Wadeed emphasized that while consumption is limited by the amount of gas available, demand refers to all the gas needs in the economy, including demand which is unmet due to limited resources.
"I do not know the size of the real demand in Egypt, but what is certain is that it is higher than consumption levels one year ago, because currently there are factories that have halted operations and others that are not operating at their full capacity. There are also power generation stations that are fueling up on mazut. These factors indicate that Egypt's consumption levels do not necessarily reflect that its natural gas needs are being met. This is due to the reduction in natural gas consumption throughout the past few years," he says.
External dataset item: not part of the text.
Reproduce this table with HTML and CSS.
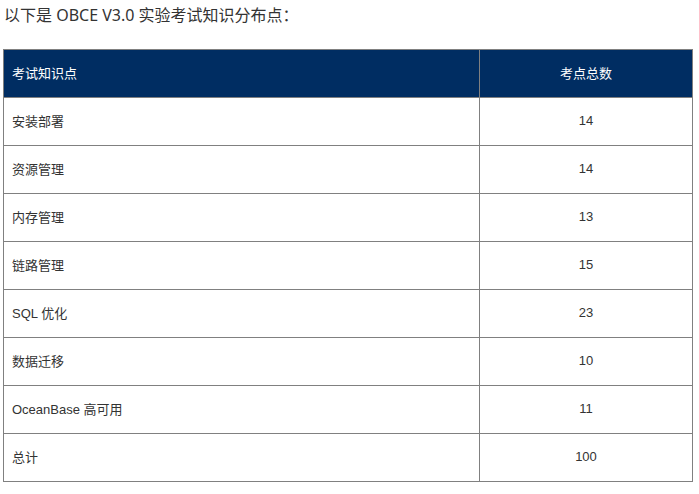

A step toward exporting gas?
A few days following the start of experimental production at Zohr at the end of 2017, Molla announced that Egypt's foreign partners would be allowed to export their shares of gas in five years. "The government added a clause to the new exploration agreements allowing companies to export part of their share of extracted gas if Egypt does not need it," the petroleum minister is cited as saying in Reuters.
Ayyad and Wadood are skeptical, however, about whether estimated production levels will be able to turn Egypt into a gas exporter. According to Wadood, Molla's statements ignore the timespan of production, because, unlike oil, extracted gas has to be immediately consumed through pipelines or liquefied and stored, which is a very costly process.
The ways in which the gains of the Zohr gas field are being exaggerated recalls the early 2000s, when the Mubarak government overstated Egypt's reserves in order to justify decisions further down the track, including commitments to long-term export deals, which culminated in blackouts that lasted for years and billions of dollars in fines for breaking the contracts.